Michelle wants to teach us all a little somethin’ somethin’ about the BIRDS and the BEES.
Forget about your sex advice been dished out from a sultry blond with a penchant for leather accessories: your latest go-to guru for spicing up your marriage is none other than Michelle Duggar!
On the family blog www.duggarfamily.com, Michelle has submitted a post entitled “Michelle Duggar’s Family Advice For Newlyweds.”
And, far from the expected tips on how to properly wash tupperware, cooking the perfect choc-chip cookie, and masking a family sex scandal, Michelle has shocked us all by going straight for the kill and teaching us a little somethin’ somethin’ about the BIRDS and the BEES.
That’s right folks, now that her reality TV show is turfed, Mizz Duggar is opting for a new career as a sex columnist.
Move over Carrie Bradshaw, Michelle is in da house!
If you’re a newlywed, or simply a young woman with 19 children, listen up, because Michelle wants to reveal her secrets to the perfect marriage.
Spoiler alert: it begins (and ends) with the word ‘yes’.
Tip #1: Your desire to Get Jiggy Wit It will fade as your get older.
Michelle dishes up the advice she was given by an older friend, when she herself was a young and blushing bride-to-be.
She said, “Michelle, I know you’re so excited.
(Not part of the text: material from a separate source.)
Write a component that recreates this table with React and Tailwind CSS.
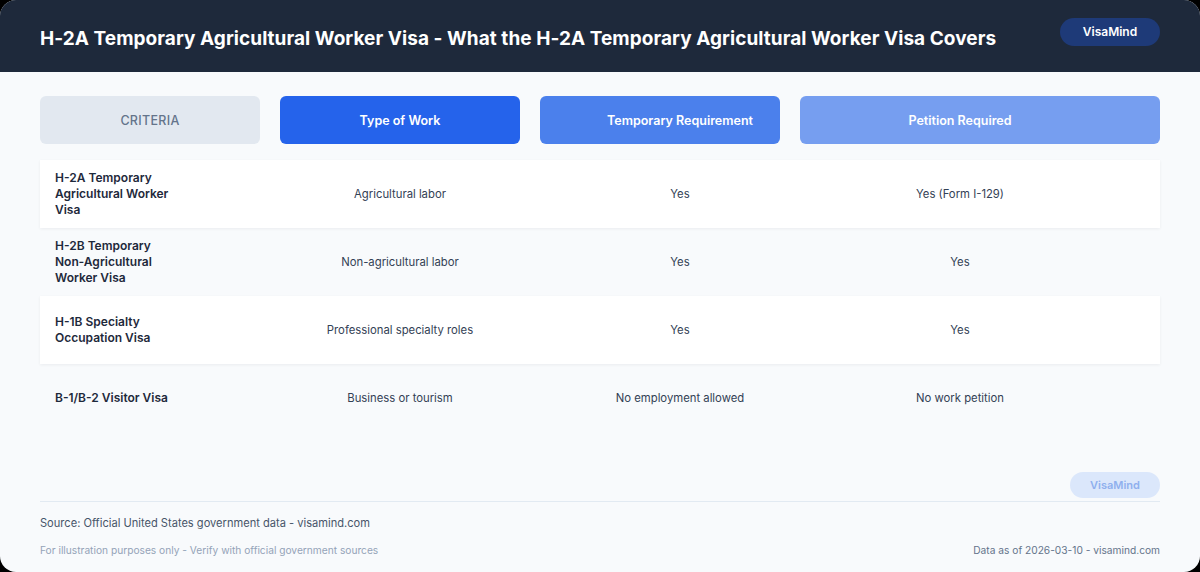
import React from "react";

const rows = [
  { name: "H-2A Temporary Agricultural Worker Visa", work: "Agricultural labor", temp: "Yes", petition: "Yes (Form I-129)", shaded: true },
  { name: "H-2B Temporary Non\u2011Agricultural Worker Visa", work: "Non-agricultural labor", temp: "Yes", petition: "Yes", shaded: false },
  { name: "H-1B Specialty Occupation Visa", work: "Professional specialty roles", temp: "Yes", petition: "Yes", shaded: true },
  { name: "B-1/B-2 Visitor Visa", work: "Business or tourism", temp: "No employment allowed", petition: "No work petition", shaded: false },
];

export default function App() {
  return (
    <div className="w-[1200px] h-[572px] bg-black font-['Inter',sans-serif]">
      <div className="w-full h-full rounded-2xl overflow-hidden bg-[#f8fafc] flex flex-col">
        {/* Header */}
        <div className="h-[72px] shrink-0 bg-[#1e293b] flex items-center justify-between pl-10 pr-10">
          <h1 className="text-white text-[19px] font-bold tracking-[0.05px] pt-[6px]">
            H-2A Temporary Agricultural Worker Visa - What the H-2A Temporary Agricultural Worker Visa Covers
          </h1>
          <div className="w-[100px] h-[28px] rounded-full bg-[#1e3a78] text-white text-[12px] font-semibold flex items-center justify-center -mt-[8px]">
            VisaMind
          </div>
        </div>

        <div className="flex-1 flex flex-col px-10 pt-6">
          {/* Column headers */}
          <div className="grid grid-cols-[220px_240px_240px_360px] gap-5 h-12 text-[12.5px]">
            <div className="rounded-md bg-[#e2e8f0] text-[#64748b] font-medium tracking-wide flex items-center justify-center pt-[3px]">
              CRITERIA
            </div>
            <div className="rounded-md bg-[#2563eb] text-white font-semibold flex items-center justify-center pt-[3px]">
              Type of Work
            </div>
            <div className="rounded-md bg-[#4b80ec] text-white font-semibold flex items-center justify-center pl-10 pt-[3px]">
              Temporary Requirement
            </div>
            <div className="rounded-md bg-[#769ef0] text-white font-semibold flex items-center justify-center pr-10 pt-[3px]">
              Petition Required
            </div>
          </div>

          {/* Rows */}
          <div className="mt-4 flex flex-col">
            {rows.map((r) => (
              <div
                key={r.name}
                className={`h-[68px] grid grid-cols-[220px_280px_280px_280px] items-center ${
                  r.shaded ? "bg-white shadow-[0_1px_3px_rgba(15,23,42,0.06)]" : ""
                }`}
              >
                <div className="pl-[15px] max-w-[137px] text-[12px] leading-[16px] font-semibold text-[#1e293b]">
                  {r.name}
                </div>
                <div className="text-center text-[11.3px] text-[#334155]">{r.work}</div>
                <div className="text-center text-[11.3px] text-[#334155]">{r.temp}</div>
                <div className="text-center text-[11.3px] text-[#334155]">{r.petition}</div>
              </div>
            ))}
          </div>

          {/* Footer */}
          <div className="mt-auto">
            <div className="flex justify-end pb-[3px]">
              <div className="w-[90px] h-[26px] rounded-full bg-[#dbe7fb] text-[#8fb0ee] text-[11px] font-semibold flex items-center justify-center">
                VisaMind
              </div>
            </div>
            <div className="border-t border-[#e2eaf2] pt-[13px] pb-[14px]">
              <p className="text-[11.1px] text-[#475569]">Source: Official United States government data - visamind.com</p>
              <div className="flex justify-between mt-[11px] text-[10.2px] text-[#94a3b8]">
                <span>For illustration purposes only - Verify with official government sources</span>
                <span className="text-[#64748b]">Data as of 2026-03-10 - visamind.com</span>
              </div>
            </div>
          </div>
        </div>
      </div>
    </div>
  );
}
You’re a bride-to-be, but some day you’ll be at this point. I’ve been married three years and I’m still happily married. I have one child, we’re expecting our second and I’m big pregnant. You’ve got to remember this.”
Tip #2: Your booty is his only booty, girl.
“Anyone can iron Jim Bob’s shirt, anybody can make lunch for him. He can get his lunch somewhere else. But you are the only one who can meet that special need that he has in his life for intimacy.